Do we just have the solution to a problem we don’t know?
Websites, with few exceptions, aren't anymore just a “shop window” and their complexity and functionality might be quite intricate. Content is king in this era and the data is just pointing at that.
Unbundling and organising all the information that goes through a single page is challenging and the formalization of techniques and patterns has just recently reached an adequate maturity level, even though this was nothing new to experienced designers with knowledge in product design, man-machine interaction and information architecture. As a consequence the position of the UX designer became essential in a team.
The fact that Content Strategy is the driving factor in developing a "website", is just one of the many reasons why slipping mocked interfaces under the devs’ room is not viable anymore and if you’re doing that, I hope it’s just for early concepts.
If on top you add responsiveness, functionality, usability and accessibility, your only solution seems to point towards creating living mockups, or even better, prototypes.
At this point you either ignore the problem altogether, or you start doing something about it. And you need to do it fast, as the more you wait, the bigger your technical debt will become.
You might end up lucky and have already-trained web designers that know what they’re doing, but you well know that regardless of this, the field is constantly improving and you have to take into consideration whichever tools, libraries and frameworks are being used, which might come with some kind of limitation and/or steep learning curve.
There are different ways you can overcome this, but let’s see what we need to achieve:
- reduce defects,
- fast-track the integration of design into the development pipeline,
- add functionality, usability and accessibility without many iterations,
- sharing the knowledge,
- ability to experiment using latest/bleeding-edge techniques.
So, instead of keeping designers and developers outside of the loop, separating them, having fixed or time-boxed tasks in compartmentalised stages, you need to start integrate the ones with the others.
Clearly being agile, or better, working with agility is necessary for all this. There is no place for waterfall in here.
Of all the solutions you can pick, paired programming seems to be the most effective: with it you end up solving a lot of those points with the plus of a long term benefit. Paired programming is used to understand and translate what the designers have in mind, understand each other’s lingo and have a clear vision of the implementation challenges and the related content map that is used in the page. Clearly, technically speaking, you need some data to process, like the deliverables produced during the briefing phase and by the content strategy definitions. Wires and user-flow diagrams being the most clear and immediate.
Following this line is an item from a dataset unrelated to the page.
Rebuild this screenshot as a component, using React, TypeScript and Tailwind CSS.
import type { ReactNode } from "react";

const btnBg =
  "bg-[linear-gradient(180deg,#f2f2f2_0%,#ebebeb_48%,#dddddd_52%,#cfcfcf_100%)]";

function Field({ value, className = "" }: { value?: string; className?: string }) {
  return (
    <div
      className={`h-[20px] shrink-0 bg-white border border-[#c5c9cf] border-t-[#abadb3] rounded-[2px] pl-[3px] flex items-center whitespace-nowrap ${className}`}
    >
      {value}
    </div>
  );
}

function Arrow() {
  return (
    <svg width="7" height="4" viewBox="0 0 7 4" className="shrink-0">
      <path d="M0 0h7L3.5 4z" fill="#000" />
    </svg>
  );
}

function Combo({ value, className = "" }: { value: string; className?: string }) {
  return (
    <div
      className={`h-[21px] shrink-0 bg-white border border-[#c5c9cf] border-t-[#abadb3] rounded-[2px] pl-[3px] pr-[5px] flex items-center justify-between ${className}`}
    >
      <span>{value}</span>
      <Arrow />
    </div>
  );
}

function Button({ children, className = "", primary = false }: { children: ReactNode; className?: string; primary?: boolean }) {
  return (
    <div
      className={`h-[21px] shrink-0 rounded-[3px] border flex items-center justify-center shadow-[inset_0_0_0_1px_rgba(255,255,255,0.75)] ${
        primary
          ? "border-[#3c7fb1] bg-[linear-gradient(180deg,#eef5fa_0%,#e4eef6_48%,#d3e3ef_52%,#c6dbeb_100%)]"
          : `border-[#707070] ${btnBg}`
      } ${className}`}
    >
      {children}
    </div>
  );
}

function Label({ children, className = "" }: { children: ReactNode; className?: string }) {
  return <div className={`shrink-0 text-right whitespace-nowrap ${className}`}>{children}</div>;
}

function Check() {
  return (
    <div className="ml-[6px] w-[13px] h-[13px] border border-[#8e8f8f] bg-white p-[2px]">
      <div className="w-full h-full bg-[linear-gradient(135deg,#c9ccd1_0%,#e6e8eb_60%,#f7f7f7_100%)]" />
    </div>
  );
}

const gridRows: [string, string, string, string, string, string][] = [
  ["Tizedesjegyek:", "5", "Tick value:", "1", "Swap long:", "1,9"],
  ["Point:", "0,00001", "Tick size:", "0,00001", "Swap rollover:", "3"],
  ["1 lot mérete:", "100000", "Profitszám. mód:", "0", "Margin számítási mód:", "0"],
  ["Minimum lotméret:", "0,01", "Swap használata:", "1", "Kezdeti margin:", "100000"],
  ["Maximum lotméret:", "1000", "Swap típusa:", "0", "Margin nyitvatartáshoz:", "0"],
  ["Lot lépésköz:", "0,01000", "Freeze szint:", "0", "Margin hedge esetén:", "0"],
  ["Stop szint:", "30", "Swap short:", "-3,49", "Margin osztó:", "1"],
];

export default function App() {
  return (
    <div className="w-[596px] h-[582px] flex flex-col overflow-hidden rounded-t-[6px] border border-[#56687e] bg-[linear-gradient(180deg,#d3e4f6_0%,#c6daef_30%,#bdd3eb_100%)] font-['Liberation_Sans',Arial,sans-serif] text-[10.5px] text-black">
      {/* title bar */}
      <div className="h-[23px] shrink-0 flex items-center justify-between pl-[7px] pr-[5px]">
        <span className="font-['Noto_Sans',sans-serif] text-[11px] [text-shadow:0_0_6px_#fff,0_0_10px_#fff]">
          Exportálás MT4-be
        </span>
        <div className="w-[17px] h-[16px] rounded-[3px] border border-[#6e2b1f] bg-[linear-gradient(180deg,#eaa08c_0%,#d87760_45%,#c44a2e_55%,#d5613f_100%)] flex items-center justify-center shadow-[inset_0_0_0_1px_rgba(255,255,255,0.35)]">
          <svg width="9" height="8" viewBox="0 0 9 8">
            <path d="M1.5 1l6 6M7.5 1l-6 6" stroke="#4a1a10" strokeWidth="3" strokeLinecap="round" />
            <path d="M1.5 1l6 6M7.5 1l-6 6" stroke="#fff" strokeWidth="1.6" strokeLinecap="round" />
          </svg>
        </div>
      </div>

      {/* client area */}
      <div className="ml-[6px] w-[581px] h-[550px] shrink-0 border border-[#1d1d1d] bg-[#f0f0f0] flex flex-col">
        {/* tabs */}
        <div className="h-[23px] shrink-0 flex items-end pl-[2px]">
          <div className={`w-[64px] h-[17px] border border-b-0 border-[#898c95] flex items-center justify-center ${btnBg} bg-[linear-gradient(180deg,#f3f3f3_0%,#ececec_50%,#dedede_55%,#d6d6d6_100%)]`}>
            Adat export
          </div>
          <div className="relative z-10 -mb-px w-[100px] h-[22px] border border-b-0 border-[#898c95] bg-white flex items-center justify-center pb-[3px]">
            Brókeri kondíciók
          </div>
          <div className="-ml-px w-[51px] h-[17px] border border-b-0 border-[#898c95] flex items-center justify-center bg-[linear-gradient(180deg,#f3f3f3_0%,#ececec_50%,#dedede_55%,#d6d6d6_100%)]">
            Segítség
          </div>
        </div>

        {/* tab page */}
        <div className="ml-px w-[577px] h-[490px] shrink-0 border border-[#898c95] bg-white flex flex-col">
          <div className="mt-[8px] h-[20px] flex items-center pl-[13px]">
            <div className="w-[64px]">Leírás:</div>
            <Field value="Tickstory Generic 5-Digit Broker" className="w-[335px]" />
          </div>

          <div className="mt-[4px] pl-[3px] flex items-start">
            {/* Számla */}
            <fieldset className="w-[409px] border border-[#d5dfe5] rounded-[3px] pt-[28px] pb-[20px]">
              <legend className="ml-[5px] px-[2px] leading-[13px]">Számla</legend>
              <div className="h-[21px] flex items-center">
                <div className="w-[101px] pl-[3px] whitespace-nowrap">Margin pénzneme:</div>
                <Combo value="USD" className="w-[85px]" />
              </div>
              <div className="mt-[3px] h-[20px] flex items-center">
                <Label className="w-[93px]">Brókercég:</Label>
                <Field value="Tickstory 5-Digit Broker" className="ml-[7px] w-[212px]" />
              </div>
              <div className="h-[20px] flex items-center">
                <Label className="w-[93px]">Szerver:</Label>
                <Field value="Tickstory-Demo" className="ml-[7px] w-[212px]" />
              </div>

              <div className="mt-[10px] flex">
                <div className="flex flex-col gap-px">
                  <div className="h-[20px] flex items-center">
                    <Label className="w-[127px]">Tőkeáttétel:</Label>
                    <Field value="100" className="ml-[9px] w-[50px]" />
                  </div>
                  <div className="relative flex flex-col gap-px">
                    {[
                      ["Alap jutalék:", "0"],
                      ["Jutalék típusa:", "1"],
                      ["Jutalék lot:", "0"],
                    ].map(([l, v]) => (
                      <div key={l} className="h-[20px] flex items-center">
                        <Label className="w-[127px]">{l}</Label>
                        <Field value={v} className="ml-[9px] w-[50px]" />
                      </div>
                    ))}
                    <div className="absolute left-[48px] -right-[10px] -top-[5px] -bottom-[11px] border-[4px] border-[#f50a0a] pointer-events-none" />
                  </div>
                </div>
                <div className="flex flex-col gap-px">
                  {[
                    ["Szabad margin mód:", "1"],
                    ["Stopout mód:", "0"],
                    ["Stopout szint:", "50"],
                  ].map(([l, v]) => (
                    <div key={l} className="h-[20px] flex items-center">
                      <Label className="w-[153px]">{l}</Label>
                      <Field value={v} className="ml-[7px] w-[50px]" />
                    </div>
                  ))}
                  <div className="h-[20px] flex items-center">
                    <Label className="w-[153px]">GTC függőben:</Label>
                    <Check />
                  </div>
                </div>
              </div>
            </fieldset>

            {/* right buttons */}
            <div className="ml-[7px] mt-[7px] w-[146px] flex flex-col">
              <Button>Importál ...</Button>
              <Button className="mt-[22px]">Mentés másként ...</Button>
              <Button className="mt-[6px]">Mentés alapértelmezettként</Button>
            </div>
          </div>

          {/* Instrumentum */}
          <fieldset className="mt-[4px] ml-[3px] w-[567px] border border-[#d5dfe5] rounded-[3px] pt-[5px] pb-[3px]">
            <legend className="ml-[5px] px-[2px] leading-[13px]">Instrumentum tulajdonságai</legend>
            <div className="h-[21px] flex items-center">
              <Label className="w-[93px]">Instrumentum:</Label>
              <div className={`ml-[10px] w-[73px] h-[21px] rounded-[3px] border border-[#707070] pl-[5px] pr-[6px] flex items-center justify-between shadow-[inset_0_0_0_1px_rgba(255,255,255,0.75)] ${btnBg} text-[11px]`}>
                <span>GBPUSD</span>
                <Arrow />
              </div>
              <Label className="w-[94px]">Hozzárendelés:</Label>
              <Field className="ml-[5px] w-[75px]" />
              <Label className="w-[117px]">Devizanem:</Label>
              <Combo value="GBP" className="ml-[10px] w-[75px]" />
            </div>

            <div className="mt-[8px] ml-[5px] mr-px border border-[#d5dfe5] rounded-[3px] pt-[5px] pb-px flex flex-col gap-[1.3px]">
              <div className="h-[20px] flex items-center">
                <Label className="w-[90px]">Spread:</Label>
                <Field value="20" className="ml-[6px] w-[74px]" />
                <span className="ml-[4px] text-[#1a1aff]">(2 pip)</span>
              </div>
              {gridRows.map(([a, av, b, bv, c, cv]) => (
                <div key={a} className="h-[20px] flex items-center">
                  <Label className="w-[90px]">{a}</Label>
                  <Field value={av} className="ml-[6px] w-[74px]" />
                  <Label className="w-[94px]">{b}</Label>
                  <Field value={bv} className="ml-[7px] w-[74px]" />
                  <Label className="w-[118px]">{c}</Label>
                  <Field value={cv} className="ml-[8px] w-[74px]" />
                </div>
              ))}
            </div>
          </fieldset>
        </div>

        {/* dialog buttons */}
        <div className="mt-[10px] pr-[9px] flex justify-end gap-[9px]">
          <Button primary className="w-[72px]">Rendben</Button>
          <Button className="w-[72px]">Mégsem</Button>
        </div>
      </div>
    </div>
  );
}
On top of that you need the visual elements, the brand guidelines and/or the initial concepts.
This phase is normally spread rather than being concentrated in a single iteration, with as much time needed to complete the definition of all needed elements. You don’t want to rush things, or go back and change anything because of unforeseen problems: in a later iteration you might find that the way the data is processed doesn’t allow certain bits of content to be ready available to the interface. The MVP might change as time progresses. The output of it should be something engineers can use without too much attention, without the need to style anything. Engineers can effectively focus their attention on the implementation of the logic. That’s where the separation of concern clearly shows itself. Rapid prototyping is something that can be easy to pick up, and there are many tools, both web based and not. I’ve always considered the initial prototypes throwaways. Not because they should, but due to the rapid part in them. From here it’s an iteration of sketches, implementation refinements and signoffs. Each single feature can be moved down the pipeline while a new one is starting to take shape.
If you want to go further down into the rabbit hole, there are approaches that are worth looking into, that can help you organise the work and prompts to reusability and modularity. One of the best I’m currently following is Atomic Design, a formalisation of a design pattern strategy by Brad Frost, with its great tool Pattern Lab for creating style guides.
Pattern Lab provides a way to create libraries of patterns together with the ability to use and re-use them creating page prototypes. This has been seen as an extremely useful tool for developers willing to implement new features, and for stakeholders to get an understanding the progress and its final impact. And if you want to take it further, you might even want to test it for cross-compatibility, accessibility and whatever else you can make out of it. Clearly you have to make some adjustments to your timeline appropriately, this is an investment but it comes with its perks.
Will it blend?
As usual, there is no silver bullet, and introducing a new way of working requires discipline and constant overview of what’s being done and adjust where you’re aiming at. On one side, it is imperative sitting down with the team to discuss ways to improve it, refine it, or test new solutions and approaches. On the other, you might want to take extra care in collecting data in order to understand in the long term how you are performing.
Unfortunately I haven’t been lucky enough to join a team where this was already happening. I’ve been reading a lot recently about new approaches and way to organise your work and improve your work pipeline, and I’ve constantly tried to push for this to become reality.
If you’ve been through this already, or you know that something will or will not work, I’m more than happy to listen.